### GIVEN MATERIAL
+++++
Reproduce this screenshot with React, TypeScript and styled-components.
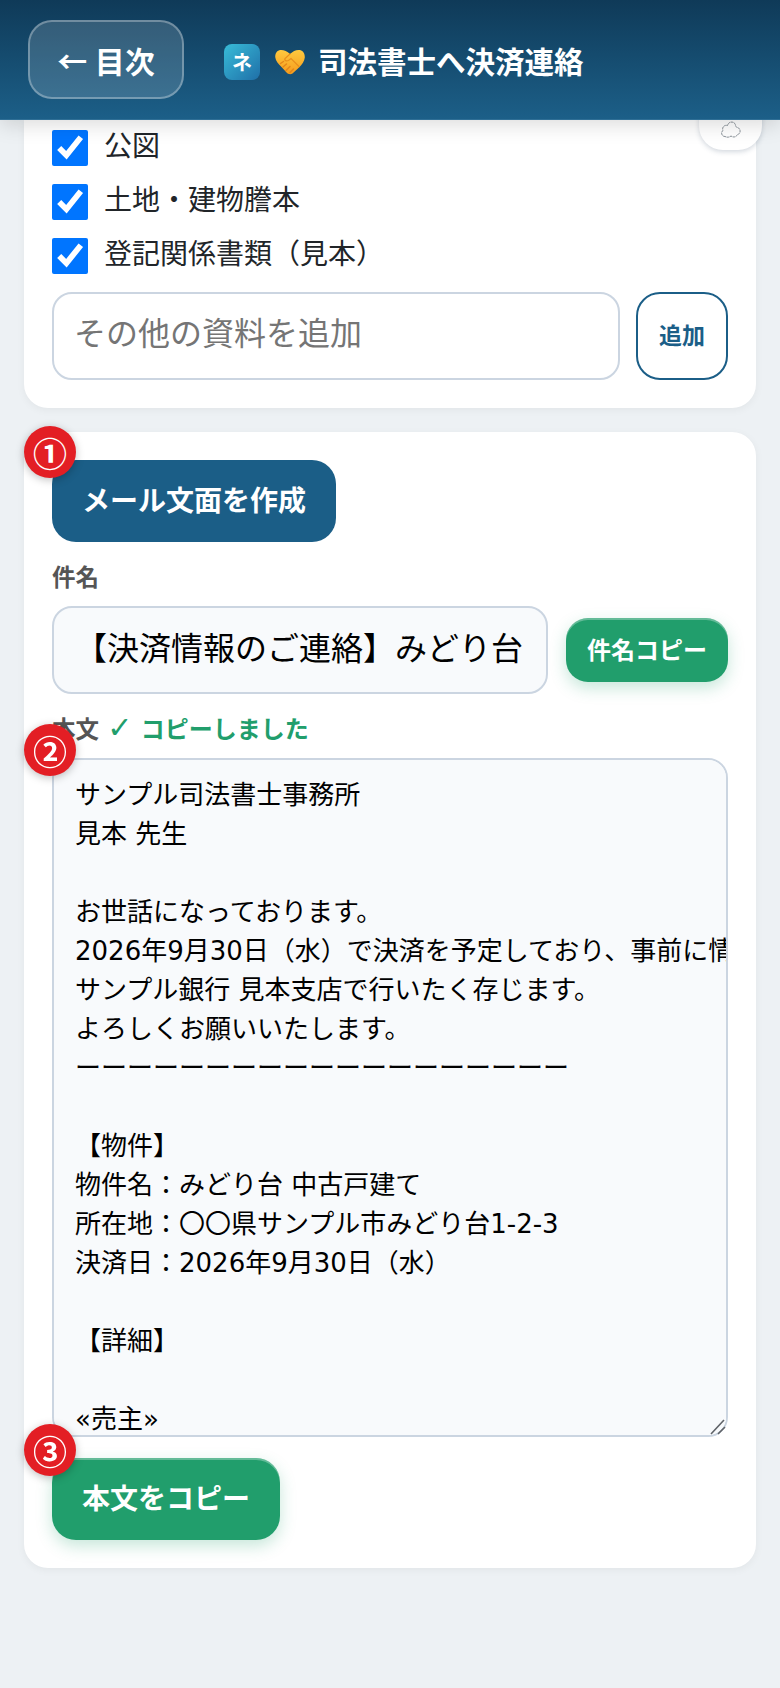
import React from 'react'
import styled, { createGlobalStyle } from 'styled-components'

const FONT = `"DejaVu Sans", "Noto Sans CJK JP", sans-serif`
const CJK_FONT = `"Noto Sans CJK JP", sans-serif`

const GlobalStyle = createGlobalStyle`
  html, body {
    margin: 0;
    padding: 0;
    background: #edf1f4;
    font-family: ${FONT};
    color: #212529;
  }
  * {
    box-sizing: border-box;
  }
`

const BODY_TEXT = `サンプル司法書士事務所
見本 先生

お世話になっております。
2026年9月30日（水）で決済を予定しており、事前に情報をお送りいたします。
サンプル銀行 見本支店で行いたく存じます。
よろしくお願いいたします。
ーーーーーーーーーーーーーーーーーーー

【物件】
物件名：みどり台 中古戸建て
所在地：〇〇県サンプル市みどり台1-2-3
決済日：2026年9月30日（水）

【詳細】

«売主»`

const DOCUMENTS = ['公図', '土地・建物謄本', '登記関係書類（見本）']

const HandshakeIcon = () => (
  <svg width="30" height="26" viewBox="0 0 30 26">
    <defs>
      <linearGradient id='gold' x1='0' y1='0' x2='0' y2='1'>
        <stop offset='0' stopColor='#ffc93f' />
        <stop offset='1' stopColor='#f59c1c' />
      </linearGradient>
    </defs>
    <path
      d='M15 5 C12 2 8 0.5 5 1 C1.5 1.8 0 5 0.3 8.5 C0.7 12 3.5 15 6.5 18 L11.5 23.5 C13 25.3 15.5 25.8 17.5 24.5 L24 18.5 C27 15.5 29.6 12 29.8 8.5 C30 5 28.3 1.8 25 1 C21.5 0.4 18 2 15 5 Z'
      fill='url(#gold)'
    />
    <path
      d='M15 5 L10 9.5 C9 11.5 11.5 12.5 13.5 11.5 L16 9.5 L24 17.5'
      fill='none'
      stroke='#e88f1c'
      strokeWidth='1.2'
      strokeLinecap='round'
    />
    <path
      d='M5.5 14.5 L8.5 12.5 M8 18 L11.5 15 M11 21.5 L15 17.5 M15 23.5 L18.5 20'
      fill='none'
      stroke='#e3861a'
      strokeWidth='1.5'
      strokeLinecap='round'
    />
  </svg>
)

const CloudIcon = () => (
  <svg width="22" height="18" viewBox="0 0 22 18" fill="none" stroke="#8a9299" strokeWidth="1" strokeDasharray="2.6 0.5">
    <path d="M5 16.5 C1.5 16.5 0.5 12 3 10.5 C1.5 7 5 4.5 7.5 5.5 C8.5 1 14.5 1 15.5 5 C15.5 7 16.5 7 17.5 7.5 C21 8.5 21 14 17.5 14.5 C16 17.5 13 17.5 11 16 C9 17.5 7 17.5 5 16.5 Z" />
  </svg>
)

const ResizeGrip = () => (
  <GripSvg width="16" height="16" viewBox="0 0 16 16" stroke="#5f6368" strokeWidth="1.6">
    <path d="M1 15 L14 1 M8 15 L15 8" />
  </GripSvg>
)

const App: React.FC = () => {
  return (
    <>
      <GlobalStyle />
      <Header>
        <BackButton>
          <Arrow>←</Arrow> 目次
        </BackButton>
        <TitleRow>
          <Logo>ネ</Logo>
          <HandshakeIcon />
          <Title>司法書士へ決済連絡</Title>
        </TitleRow>
      </Header>
      <SavePill>
        <CloudIcon />
      </SavePill>

      <Main>
        <TopCard>
          <CheckList>
            {DOCUMENTS.map((doc) => (
              <CheckRow key={doc}>
                <CheckBox type='checkbox' defaultChecked />
                <CheckText>{doc}</CheckText>
              </CheckRow>
            ))}
          </CheckList>
          <AddRow>
            <AddInput placeholder='その他の資料を追加' />
            <AddButton>追加</AddButton>
          </AddRow>
        </TopCard>

        <Card>
          <StepWrap>
            <StepBadge>①</StepBadge>
            <PrimaryButton>メール文面を作成</PrimaryButton>
          </StepWrap>

          <FieldLabel>件名</FieldLabel>
          <SubjectRow>
            <SubjectInput readOnly value='【決済情報のご連絡】みどり台 中古戸建て' />
            <SmallCopyButton>件名コピー</SmallCopyButton>
          </SubjectRow>

          <StepWrap>
            <StepBadge $top={30}>②</StepBadge>
            <FieldLabel>
              本文 <Copied><CheckGlyph>✓</CheckGlyph> コピーしました</Copied>
            </FieldLabel>
            <BodyBox>
              <BodyArea readOnly wrap='off' value={BODY_TEXT} />
              <ResizeGrip />
            </BodyBox>
          </StepWrap>

          <CopyWrap>
            <StepBadge>③</StepBadge>
            <CopyButton>本文をコピー</CopyButton>
          </CopyWrap>
        </Card>
      </Main>
    </>
  )
}

const Header = styled.header`
  position: relative;
  z-index: 10;
  display: flex;
  align-items: center;
  gap: 40px;
  height: 120px;
  padding: 0 28px;
  background: linear-gradient(180deg, #0f3a58 0%, #1c5f88 100%);
  border-bottom: 1px solid #2f6f96;
  box-shadow: 0 4px 20px rgba(0, 0, 0, 0.15);
`

const BackButton = styled.button`
  width: 156px;
  height: 79px;
  padding: 0;
  border: 2px solid rgba(255, 255, 255, 0.3);
  border-radius: 24px;
  background: rgba(255, 255, 255, 0.15);
  color: #fff;
  font-family: ${FONT};
  font-size: 30px;
  font-weight: 700;
`

const Arrow = styled.span`
  margin-right: -3px;
  font-family: ${CJK_FONT};
`

const TitleRow = styled.div`
  display: flex;
  align-items: center;
  gap: 15px;
  padding-top: 4px;
`

const Logo = styled.div`
  display: flex;
  align-items: center;
  justify-content: center;
  width: 36px;
  height: 36px;
  border-radius: 8px;
  background: linear-gradient(135deg, #38bcd8 0%, #1f6fa8 100%);
  color: #fff;
  font-size: 20px;
  font-weight: 700;
`

const Title = styled.h1`
  margin: 0 0 0 -2px;
  padding-top: 5px;
  color: #fff;
  font-size: 29.5px;
  font-weight: 700;
  line-height: 1;
`

const SavePill = styled.div`
  position: absolute;
  z-index: 5;
  top: 90px;
  left: 699px;
  display: flex;
  align-items: flex-end;
  justify-content: center;
  width: 63px;
  height: 60px;
  padding-bottom: 12px;
  border-radius: 24px;
  background: #fff;
  box-shadow: 0 2px 5px rgba(60, 80, 110, 0.22);
`

const Main = styled.main`
  display: flex;
  flex-direction: column;
  gap: 24px;
  padding: 0 24px 120px;
`

const Card = styled.section`
  padding: 28px;
  border-radius: 24px;
  background: #fff;
  box-shadow: 0 2px 8px rgba(0, 0, 0, 0.05);
`

const TopCard = styled(Card)`
  padding-top: 10px;
  border-radius: 0 0 24px 24px;
`

const CheckList = styled.div`
  display: flex;
  flex-direction: column;
  gap: 18px;
`

const CheckRow = styled.label`
  display: flex;
  align-items: center;
  gap: 16px;
  height: 36px;
  font-size: 28px;
`

const CheckBox = styled.input`
  width: 36px;
  height: 36px;
  margin: 0;
`

const CheckText = styled.span`
  padding-bottom: 9px;
`

const AddRow = styled.div`
  display: flex;
  gap: 16px;
  margin-top: 18px;
`

const AddInput = styled.input`
  flex: 1;
  min-width: 0;
  height: 88px;
  padding: 0 20px 4px;
  border: 2px solid #cbd5e1;
  border-radius: 20px;
  background: #fff;
  font-family: ${FONT};
  font-size: 32px;

  &::placeholder {
    color: #757575;
  }
`

const AddButton = styled.button`
  width: 92px;
  height: 88px;
  padding: 0 0 5px;
  border: 2px solid #1b5e87;
  border-radius: 24px;
  background: #fff;
  color: #1b5e87;
  font-family: ${FONT};
  font-size: 23px;
  font-weight: 700;
`

const StepWrap = styled.div`
  position: relative;
`

const CopyWrap = styled.div`
  position: relative;
  margin-top: 21px;
`

const StepBadge = styled.span<{ $top?: number }>`
  position: absolute;
  z-index: 2;
  top: ${(props) => props.$top ?? -34}px;
  left: -28px;
  display: flex;
  align-items: center;
  justify-content: center;
  width: 52px;
  height: 52px;
  border-radius: 50%;
  background: #e31e24;
  color: #fff;
  font-family: ${CJK_FONT};
  font-size: 34px;
  font-weight: 700;
  box-shadow: 0 2px 8px rgba(0, 0, 0, 0.25);
`

const PrimaryButton = styled.button`
  display: block;
  width: 284px;
  height: 82px;
  padding: 0 0 4px;
  border: none;
  border-radius: 24px;
  background: #1b5e87;
  color: #fff;
  font-family: ${FONT};
  font-size: 28px;
  font-weight: 700;
`

const FieldLabel = styled.div`
  height: 64px;
  padding: 24px 0 16px;
  color: #555;
  font-size: 23.5px;
  font-weight: 700;
  line-height: 24px;
`

const SubjectRow = styled.div`
  display: flex;
  align-items: center;
  gap: 18px;
`

const SubjectInput = styled.input`
  flex: 1;
  min-width: 0;
  height: 88px;
  padding: 0 21px 8px;
  border: 2px solid #cbd5e1;
  border-radius: 20px;
  background: #f8fafc;
  color: #000;
  font-family: ${FONT};
  font-size: 32px;
`

const SmallCopyButton = styled.button`
  width: 162px;
  height: 64px;
  padding: 0 0 4px;
  border: none;
  border-radius: 22px;
  background: #219e6c;
  color: #fff;
  font-family: ${FONT};
  font-size: 24px;
  font-weight: 700;
  box-shadow: inset 0 2px 0 rgba(255, 255, 255, 0.3), 0 6px 16px rgba(33, 158, 108, 0.25);
`

const Copied = styled.span`
  color: #219e6c;
  font-size: 24px;
`

const CheckGlyph = styled.span`
  font-size: 30px;
  font-weight: 400;
  line-height: 0;
`

const BodyBox = styled.div`
  position: relative;
`

const BodyArea = styled.textarea`
  display: block;
  width: 100%;
  height: 679px;
  padding: 16px 21px 14px;
  border: 2px solid #cbd5e1;
  border-radius: 20px;
  background: #f8fafc;
  color: #000;
  font-family: ${FONT};
  font-size: 26px;
  line-height: 39px;
  resize: none;
  scrollbar-width: none;
  outline: none;
`

const GripSvg = styled.svg`
  position: absolute;
  right: 2px;
  bottom: 2px;
`

const CopyButton = styled.button`
  display: block;
  width: 228px;
  height: 82px;
  padding: 0 0 4px;
  border: none;
  border-radius: 24px;
  background: #219e6c;
  color: #fff;
  font-family: ${FONT};
  font-size: 28px;
  font-weight: 700;
  box-shadow: inset 0 2px 0 rgba(255, 255, 255, 0.3), 0 6px 16px rgba(33, 158, 108, 0.25);
`

export default App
+++++
### DIRECTION
Go through the lines above. Select every one that has the string "components".

### FULL RESPONSE
Reproduce this screenshot with React, TypeScript and styled-components.
import styled, { createGlobalStyle } from 'styled-components'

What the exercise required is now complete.